◆ WRITTEN EXERCISE ◆
Go through the entries one line at a time, and gather every line that has the word "screenshot".

◆ RECORD EXTRACTS ◆
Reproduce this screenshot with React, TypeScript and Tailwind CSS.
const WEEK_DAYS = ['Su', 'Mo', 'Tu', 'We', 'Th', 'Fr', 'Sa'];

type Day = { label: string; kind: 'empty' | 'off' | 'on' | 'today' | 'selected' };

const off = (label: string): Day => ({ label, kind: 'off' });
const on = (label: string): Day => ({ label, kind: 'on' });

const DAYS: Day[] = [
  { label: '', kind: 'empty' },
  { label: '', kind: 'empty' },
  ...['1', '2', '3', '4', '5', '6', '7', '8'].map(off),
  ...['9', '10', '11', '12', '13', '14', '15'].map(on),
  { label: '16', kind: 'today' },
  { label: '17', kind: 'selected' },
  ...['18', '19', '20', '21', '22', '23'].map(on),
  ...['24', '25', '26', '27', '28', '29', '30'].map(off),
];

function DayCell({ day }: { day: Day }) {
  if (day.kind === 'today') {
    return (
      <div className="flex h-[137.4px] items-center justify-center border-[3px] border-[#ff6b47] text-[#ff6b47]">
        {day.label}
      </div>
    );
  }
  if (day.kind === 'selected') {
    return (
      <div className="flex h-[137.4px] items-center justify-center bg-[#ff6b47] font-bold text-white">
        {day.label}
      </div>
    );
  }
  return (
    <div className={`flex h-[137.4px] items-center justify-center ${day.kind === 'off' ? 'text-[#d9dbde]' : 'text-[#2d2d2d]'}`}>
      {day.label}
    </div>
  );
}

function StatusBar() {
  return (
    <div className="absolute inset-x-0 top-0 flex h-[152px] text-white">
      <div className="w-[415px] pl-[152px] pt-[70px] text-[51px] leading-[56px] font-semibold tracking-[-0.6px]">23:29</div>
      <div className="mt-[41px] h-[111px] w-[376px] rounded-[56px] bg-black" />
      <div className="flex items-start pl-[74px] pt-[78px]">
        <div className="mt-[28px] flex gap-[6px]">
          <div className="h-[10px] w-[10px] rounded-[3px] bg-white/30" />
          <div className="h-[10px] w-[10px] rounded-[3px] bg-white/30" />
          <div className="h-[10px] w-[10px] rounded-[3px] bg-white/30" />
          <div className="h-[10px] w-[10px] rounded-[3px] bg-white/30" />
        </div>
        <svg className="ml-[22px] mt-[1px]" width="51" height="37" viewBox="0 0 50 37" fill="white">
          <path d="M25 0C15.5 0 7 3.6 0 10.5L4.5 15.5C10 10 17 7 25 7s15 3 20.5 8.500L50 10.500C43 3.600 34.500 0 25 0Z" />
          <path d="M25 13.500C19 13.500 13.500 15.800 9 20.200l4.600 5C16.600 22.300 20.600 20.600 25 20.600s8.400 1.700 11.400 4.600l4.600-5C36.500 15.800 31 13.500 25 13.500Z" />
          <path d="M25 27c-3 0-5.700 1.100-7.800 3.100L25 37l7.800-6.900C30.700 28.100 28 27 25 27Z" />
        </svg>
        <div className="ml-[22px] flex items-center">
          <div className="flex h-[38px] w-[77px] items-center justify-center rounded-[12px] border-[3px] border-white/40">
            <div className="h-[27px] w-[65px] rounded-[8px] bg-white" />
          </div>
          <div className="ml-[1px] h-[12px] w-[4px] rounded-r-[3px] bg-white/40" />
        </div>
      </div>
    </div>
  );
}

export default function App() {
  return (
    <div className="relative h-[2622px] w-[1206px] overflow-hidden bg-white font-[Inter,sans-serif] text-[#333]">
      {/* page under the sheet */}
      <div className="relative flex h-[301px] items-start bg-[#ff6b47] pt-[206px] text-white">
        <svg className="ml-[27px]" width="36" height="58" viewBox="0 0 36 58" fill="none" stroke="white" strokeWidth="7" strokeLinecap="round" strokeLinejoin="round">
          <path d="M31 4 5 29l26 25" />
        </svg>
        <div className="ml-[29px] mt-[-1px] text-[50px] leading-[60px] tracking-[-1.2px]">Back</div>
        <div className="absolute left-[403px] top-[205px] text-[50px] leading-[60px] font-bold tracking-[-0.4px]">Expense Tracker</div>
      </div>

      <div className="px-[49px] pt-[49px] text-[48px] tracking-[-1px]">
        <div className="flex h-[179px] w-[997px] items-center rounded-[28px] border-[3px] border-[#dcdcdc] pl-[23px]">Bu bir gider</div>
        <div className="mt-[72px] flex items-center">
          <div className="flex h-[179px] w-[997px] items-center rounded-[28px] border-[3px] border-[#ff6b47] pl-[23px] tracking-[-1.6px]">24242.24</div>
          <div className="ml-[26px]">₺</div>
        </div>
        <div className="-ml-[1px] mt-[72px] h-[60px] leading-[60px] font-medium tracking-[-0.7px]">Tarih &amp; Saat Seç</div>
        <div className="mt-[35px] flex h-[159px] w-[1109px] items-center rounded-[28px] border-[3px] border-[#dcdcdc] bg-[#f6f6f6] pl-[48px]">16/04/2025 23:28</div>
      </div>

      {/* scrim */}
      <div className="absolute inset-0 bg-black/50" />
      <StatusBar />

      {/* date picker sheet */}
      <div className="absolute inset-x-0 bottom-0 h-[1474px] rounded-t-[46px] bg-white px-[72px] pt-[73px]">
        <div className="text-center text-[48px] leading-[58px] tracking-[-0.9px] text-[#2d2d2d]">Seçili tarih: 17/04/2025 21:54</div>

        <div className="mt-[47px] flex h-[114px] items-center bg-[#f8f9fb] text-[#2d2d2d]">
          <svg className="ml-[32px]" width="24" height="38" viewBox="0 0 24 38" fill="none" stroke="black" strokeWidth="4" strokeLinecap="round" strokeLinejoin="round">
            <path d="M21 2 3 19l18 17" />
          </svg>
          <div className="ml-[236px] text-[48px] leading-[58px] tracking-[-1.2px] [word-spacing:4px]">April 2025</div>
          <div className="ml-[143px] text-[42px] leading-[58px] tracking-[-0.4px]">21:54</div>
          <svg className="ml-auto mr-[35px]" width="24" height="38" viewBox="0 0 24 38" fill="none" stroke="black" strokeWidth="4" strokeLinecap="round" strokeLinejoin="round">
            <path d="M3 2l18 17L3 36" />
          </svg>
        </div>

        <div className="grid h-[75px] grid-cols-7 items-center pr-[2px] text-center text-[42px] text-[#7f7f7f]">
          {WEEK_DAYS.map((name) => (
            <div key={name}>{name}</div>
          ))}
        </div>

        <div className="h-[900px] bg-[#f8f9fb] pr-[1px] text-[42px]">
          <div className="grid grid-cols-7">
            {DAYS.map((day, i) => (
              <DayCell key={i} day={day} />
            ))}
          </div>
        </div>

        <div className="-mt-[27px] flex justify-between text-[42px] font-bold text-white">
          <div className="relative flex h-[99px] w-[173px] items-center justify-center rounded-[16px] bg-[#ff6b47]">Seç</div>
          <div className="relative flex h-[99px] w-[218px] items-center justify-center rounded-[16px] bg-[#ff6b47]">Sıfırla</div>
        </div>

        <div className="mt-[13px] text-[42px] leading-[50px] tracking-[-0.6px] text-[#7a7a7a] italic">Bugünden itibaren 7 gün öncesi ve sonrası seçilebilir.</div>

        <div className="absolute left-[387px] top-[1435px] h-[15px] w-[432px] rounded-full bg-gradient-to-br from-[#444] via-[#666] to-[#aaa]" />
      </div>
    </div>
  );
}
...
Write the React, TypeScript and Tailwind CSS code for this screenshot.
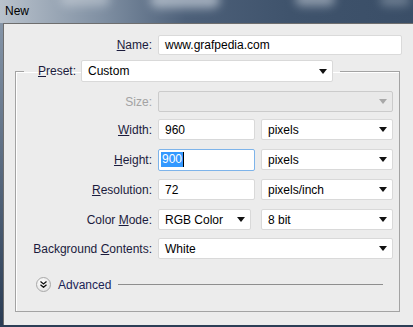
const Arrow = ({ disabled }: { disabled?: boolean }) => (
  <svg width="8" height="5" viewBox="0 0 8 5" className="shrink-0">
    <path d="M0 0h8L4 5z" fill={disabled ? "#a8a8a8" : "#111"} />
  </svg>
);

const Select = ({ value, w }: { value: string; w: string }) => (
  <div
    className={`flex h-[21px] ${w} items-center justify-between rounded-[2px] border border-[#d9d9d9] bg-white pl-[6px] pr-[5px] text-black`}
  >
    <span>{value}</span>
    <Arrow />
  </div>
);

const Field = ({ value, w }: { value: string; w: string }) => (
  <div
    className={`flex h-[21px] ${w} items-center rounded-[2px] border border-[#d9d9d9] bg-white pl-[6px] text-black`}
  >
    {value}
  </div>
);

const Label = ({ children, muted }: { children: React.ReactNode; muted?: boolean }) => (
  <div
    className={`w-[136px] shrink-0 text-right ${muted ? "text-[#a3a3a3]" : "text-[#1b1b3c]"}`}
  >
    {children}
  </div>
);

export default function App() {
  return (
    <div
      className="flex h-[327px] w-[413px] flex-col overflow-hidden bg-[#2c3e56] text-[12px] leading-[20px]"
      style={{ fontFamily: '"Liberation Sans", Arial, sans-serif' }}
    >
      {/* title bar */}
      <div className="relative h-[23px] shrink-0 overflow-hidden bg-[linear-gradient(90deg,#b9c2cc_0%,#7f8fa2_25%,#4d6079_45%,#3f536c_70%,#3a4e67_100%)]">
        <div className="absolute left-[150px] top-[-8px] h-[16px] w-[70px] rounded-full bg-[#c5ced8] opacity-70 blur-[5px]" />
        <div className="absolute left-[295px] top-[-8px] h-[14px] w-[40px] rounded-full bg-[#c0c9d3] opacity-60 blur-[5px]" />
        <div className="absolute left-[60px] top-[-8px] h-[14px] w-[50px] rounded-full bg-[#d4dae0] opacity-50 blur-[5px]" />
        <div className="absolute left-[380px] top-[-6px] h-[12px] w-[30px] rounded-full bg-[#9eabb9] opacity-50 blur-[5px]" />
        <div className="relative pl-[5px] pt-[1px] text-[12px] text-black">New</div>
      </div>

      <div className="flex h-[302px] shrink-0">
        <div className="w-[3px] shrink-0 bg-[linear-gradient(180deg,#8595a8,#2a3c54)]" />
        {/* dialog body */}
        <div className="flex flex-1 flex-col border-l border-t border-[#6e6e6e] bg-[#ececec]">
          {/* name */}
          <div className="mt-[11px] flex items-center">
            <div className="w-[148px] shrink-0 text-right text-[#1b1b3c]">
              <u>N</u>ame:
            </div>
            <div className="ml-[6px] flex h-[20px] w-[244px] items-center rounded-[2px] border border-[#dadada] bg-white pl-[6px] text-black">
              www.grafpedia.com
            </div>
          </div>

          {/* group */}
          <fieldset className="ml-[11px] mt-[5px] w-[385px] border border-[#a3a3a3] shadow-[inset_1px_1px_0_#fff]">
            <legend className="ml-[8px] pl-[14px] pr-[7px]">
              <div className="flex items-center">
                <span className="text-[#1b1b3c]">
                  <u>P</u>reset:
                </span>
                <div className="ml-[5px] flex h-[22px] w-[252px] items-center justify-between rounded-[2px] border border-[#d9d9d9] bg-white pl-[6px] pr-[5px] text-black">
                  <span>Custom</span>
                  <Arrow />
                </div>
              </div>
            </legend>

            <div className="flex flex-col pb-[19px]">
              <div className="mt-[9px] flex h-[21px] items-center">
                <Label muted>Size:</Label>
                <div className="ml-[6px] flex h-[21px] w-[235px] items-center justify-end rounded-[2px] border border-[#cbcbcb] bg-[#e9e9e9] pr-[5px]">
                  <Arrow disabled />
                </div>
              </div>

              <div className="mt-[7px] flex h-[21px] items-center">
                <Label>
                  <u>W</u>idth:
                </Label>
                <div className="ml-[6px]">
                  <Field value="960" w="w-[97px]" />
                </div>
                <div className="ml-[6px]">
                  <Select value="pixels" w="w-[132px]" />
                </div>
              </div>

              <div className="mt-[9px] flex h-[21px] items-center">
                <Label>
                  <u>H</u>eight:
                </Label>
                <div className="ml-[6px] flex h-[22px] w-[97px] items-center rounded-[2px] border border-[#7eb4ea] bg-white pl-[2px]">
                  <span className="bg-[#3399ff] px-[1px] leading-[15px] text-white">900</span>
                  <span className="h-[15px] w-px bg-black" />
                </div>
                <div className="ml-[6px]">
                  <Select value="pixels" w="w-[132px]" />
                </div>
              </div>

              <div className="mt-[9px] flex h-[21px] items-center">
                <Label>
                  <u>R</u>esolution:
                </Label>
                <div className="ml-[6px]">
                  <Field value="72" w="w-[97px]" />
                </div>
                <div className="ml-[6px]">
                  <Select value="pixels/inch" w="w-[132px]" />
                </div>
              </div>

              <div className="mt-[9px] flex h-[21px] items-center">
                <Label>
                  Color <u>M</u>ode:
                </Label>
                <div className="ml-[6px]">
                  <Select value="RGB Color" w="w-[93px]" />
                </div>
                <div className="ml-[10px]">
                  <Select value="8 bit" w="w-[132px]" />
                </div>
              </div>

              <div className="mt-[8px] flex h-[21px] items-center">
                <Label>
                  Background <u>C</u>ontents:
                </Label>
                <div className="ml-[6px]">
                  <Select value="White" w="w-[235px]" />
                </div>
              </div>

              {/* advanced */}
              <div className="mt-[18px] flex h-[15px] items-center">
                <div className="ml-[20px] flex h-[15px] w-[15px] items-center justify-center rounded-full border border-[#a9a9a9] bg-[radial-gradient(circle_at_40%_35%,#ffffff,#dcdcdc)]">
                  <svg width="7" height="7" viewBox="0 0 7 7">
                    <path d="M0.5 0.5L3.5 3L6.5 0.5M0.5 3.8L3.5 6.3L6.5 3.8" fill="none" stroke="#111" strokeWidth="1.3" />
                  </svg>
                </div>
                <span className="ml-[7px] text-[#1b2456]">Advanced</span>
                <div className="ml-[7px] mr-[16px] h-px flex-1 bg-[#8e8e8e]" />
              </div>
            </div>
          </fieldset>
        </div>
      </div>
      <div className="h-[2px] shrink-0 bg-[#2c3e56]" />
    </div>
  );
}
---
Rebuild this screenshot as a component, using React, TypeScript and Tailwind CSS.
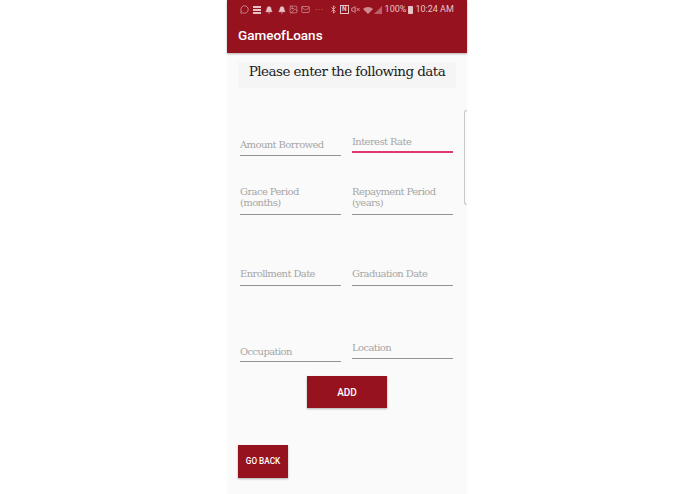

◆ TASK ANSWER ◆
Reproduce this screenshot with React, TypeScript and Tailwind CSS.
Write the React, TypeScript and Tailwind CSS code for this screenshot.
Rebuild this screenshot as a component, using React, TypeScript and Tailwind CSS.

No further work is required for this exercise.